Recently the Brookings Institution's Carol Graham released a striking chart (below) showing the relationship between age and happiness around the world, as measured via the Gallup World Poll (conducted from 2011 to 2013). She describes it as "a U-shaped curve, with the low point in happiness being at roughly age 40 around the world." The takeaway? Once we've passed a certain point "things get better as we age, as long as we are reasonably healthy (age-adjusted) and in a stable partnership."
Graham explained to me that this relationship is fairly universal -- it shows up across countries, across generations, and even among apes. But there's some bad news in here for millennials -- as if coming of age in the worst job market in modern memory wasn't enough, statistically speaking the worst is still far ahead of them. The happiness curve for the United States bottoms out at about age 47. This means that for the average 25-year-old, life will continually become worse over the next two decades before things finally start to turn around. You think you're having a bad today? Remember the immortal words of Homer Simpson: "This isn't the worst day of your life -- this is only the worst day of your life so far."
But American millennials can at least be thankful that they don't live in Russia. Graham provided me with data on the happiness curves for various countries, which are plotted below. One important caveat -- these charts only look at the relationship between age and happiness within countries. Happiness values are relative, and cannot be compared between countries.
In most countries, the happiness curve bottoms out somewhere around middle age -- 47 in the United States and 41 in Britain, for instance. This usually happens long before the average person is expected to die, with one major exception: Russia. In Russia the curve doesn't bottom out until age 91. Essentially, life under Putin is one continuous downward spiral into despair.

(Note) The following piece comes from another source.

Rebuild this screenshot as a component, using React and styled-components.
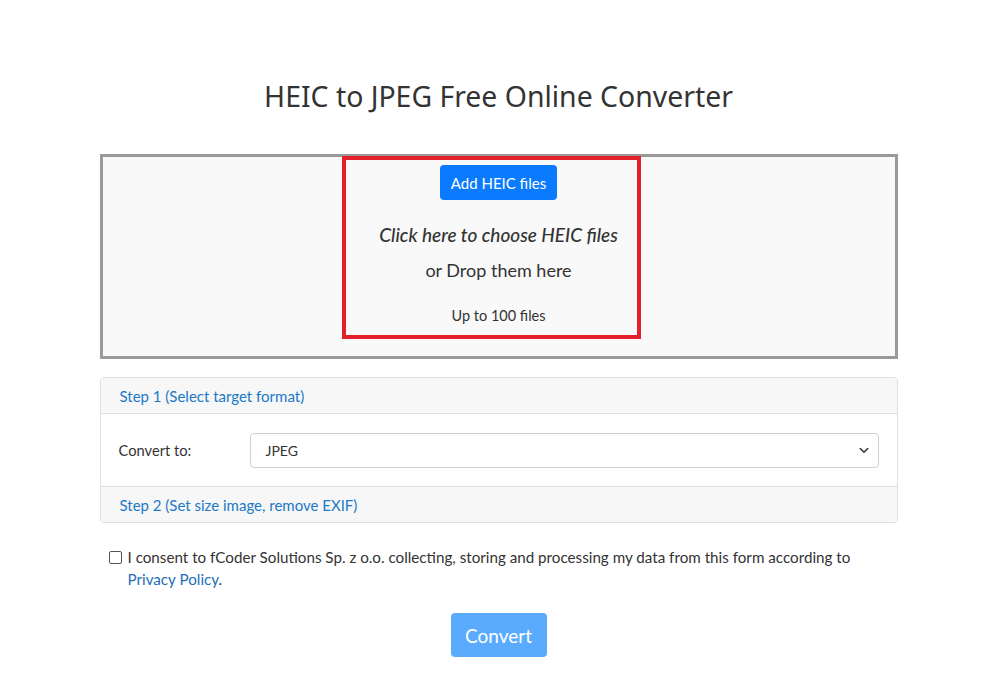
import React from 'react';
import styled, { createGlobalStyle } from 'styled-components';

const GlobalStyle = createGlobalStyle`
  html, body {
    margin: 0;
    padding: 0;
    background: #fff;
  }
  body {
    font-family: Lato, "Open Sans", sans-serif;
    color: #333;
  }
`;

const Page = styled.main`
  width: 798px;
  margin: 0 auto;
  padding-top: 78px;
  padding-left: 1px;
`;

const Title = styled.h1`
  margin: 0 0 40px;
  text-align: center;
  font-family: "Noto Sans", "Open Sans", sans-serif;
  font-weight: 400;
  font-size: 28.4px;
  line-height: 36px;
  color: #333;
`;

const DropZone = styled.section`
  position: relative;
  height: 191px;
  border: 3px solid #9a9a9a;
  background: #f9f9f9;
  display: flex;
  flex-direction: column;
  align-items: center;
  padding-top: 8px;
`;

// red annotation frame drawn over the drop zone
const Highlight = styled.div`
  position: absolute;
  left: 239px;
  top: -1px;
  width: 291px;
  height: 175px;
  border: 4px solid #e3202b;
  pointer-events: none;
`;

const AddButton = styled.button`
  border: 0;
  border-radius: 4px;
  background: #0a7bfe;
  color: #fff;
  font-family: Lato, sans-serif;
  font-size: 15px;
  width: 117px;
  height: 35px;
  cursor: pointer;
`;

const Hint = styled.p`
  margin: ${p => p.$top}px 0 0;
  font-size: ${p => p.$size}px;
  font-style: ${p => (p.$italic ? 'italic' : 'normal')};
  font-weight: ${p => p.$weight || 400};
  line-height: 22px;
  color: #333;
`;

const Card = styled.section`
  margin-top: 18px;
  border: 1px solid #dfdfdf;
  border-radius: 4px;
  overflow: hidden;
`;

const CardHeader = styled.div`
  height: 35px;
  display: flex;
  align-items: center;
  padding-left: 19px;
  background: #f7f7f7;
  border-top: ${p => (p.$first ? '0' : '1px solid #dfdfdf')};
  border-bottom: ${p => (p.$first ? '1px solid #dfdfdf' : '0')};
  color: #2079c7;
  font-size: 15px;
`;

const CardBody = styled.div`
  height: 72px;
  display: flex;
  align-items: center;
  padding: 0 18px;
  background: #fff;
`;

const Label = styled.label`
  width: 131px;
  font-size: 14.7px;
  color: #333;
`;

const Select = styled.div`
  flex: 1;
  height: 33px;
  border: 1px solid #cfcfcf;
  border-radius: 4px;
  display: flex;
  align-items: center;
  justify-content: space-between;
  padding: 0 8px 0 15px;
  font-size: 14px;
  color: #333;
  background: #fff;
`;

const Consent = styled.div`
  display: flex;
  align-items: flex-start;
  margin-top: 23px;
  padding-left: 9px;
  font-size: 15.2px;
  line-height: 22px;
  color: #333;
`;

const Box = styled.span`
  flex: none;
  width: 11px;
  height: 11px;
  margin: 5px 6px 0 0;
  border: 1px solid #555;
  border-radius: 2px;
  background: #fff;
`;

const Link = styled.a`
  color: #1e6fb8;
  text-decoration: none;
`;

const Actions = styled.div`
  display: flex;
  justify-content: center;
  margin-top: 23px;
`;

const ConvertButton = styled.button`
  width: 96px;
  height: 44px;
  border: 0;
  border-radius: 4px;
  background: #5aabfd;
  color: #fff;
  font-family: Lato, sans-serif;
  font-size: 19px;
`;

const Chevron = () => (
  <svg width="12" height="12" viewBox="0 0 16 16" fill="none">
    <path d="M3 6l5 5 5-5" stroke="#333" strokeWidth="2" strokeLinecap="round" strokeLinejoin="round" />
  </svg>
);

export default function App() {
  return (
    <>
      <GlobalStyle />
      <Page>
        <Title>HEIC to JPEG Free Online Converter</Title>
        <DropZone>
          <AddButton>Add HEIC files</AddButton>
          <Hint $top={24} $size={19} $italic $weight={500}>Click here to choose HEIC files</Hint>
          <Hint $top={13} $size={18}>or Drop them here</Hint>
          <Hint $top={24} $size={14.5}>Up to 100 files</Hint>
          <Highlight />
        </DropZone>
        <Card>
          <CardHeader $first>Step 1 (Select target format)</CardHeader>
          <CardBody>
            <Label>Convert to:</Label>
            <Select>
              <span>JPEG</span>
              <Chevron />
            </Select>
          </CardBody>
          <CardHeader>Step 2 (Set size image, remove EXIF)</CardHeader>
        </Card>
        <Consent>
          <Box />
          <span>
            I consent to fCoder Solutions Sp. z o.o. collecting, storing and processing my data from this form according to{' '}
            <Link href="#">Privacy Policy</Link>.
          </span>
        </Consent>
        <Actions>
          <ConvertButton>Convert</ConvertButton>
        </Actions>
      </Page>
    </>
  );
}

Graham explains it bluntly: "What's going on in Russia is deep unhappiness." In the Organization for Economic Cooperation and Development's Better Life Index, for instance, Russians rated their general life satisfaction a 3.0 out of 10. Three-quarters of Russians are "struggling" or "suffering," with only 25 percent "thriving," according to their responses to a 2012 Gallup survey. Contrast these figures with the United States, where life satisfaction is a robust 7.6 and nearly 60 percent are thriving.
At least American millennials can expect life to get better for three full decades after they hit rock bottom. In Russia, the only thing to look forward to is death's sweet embrace.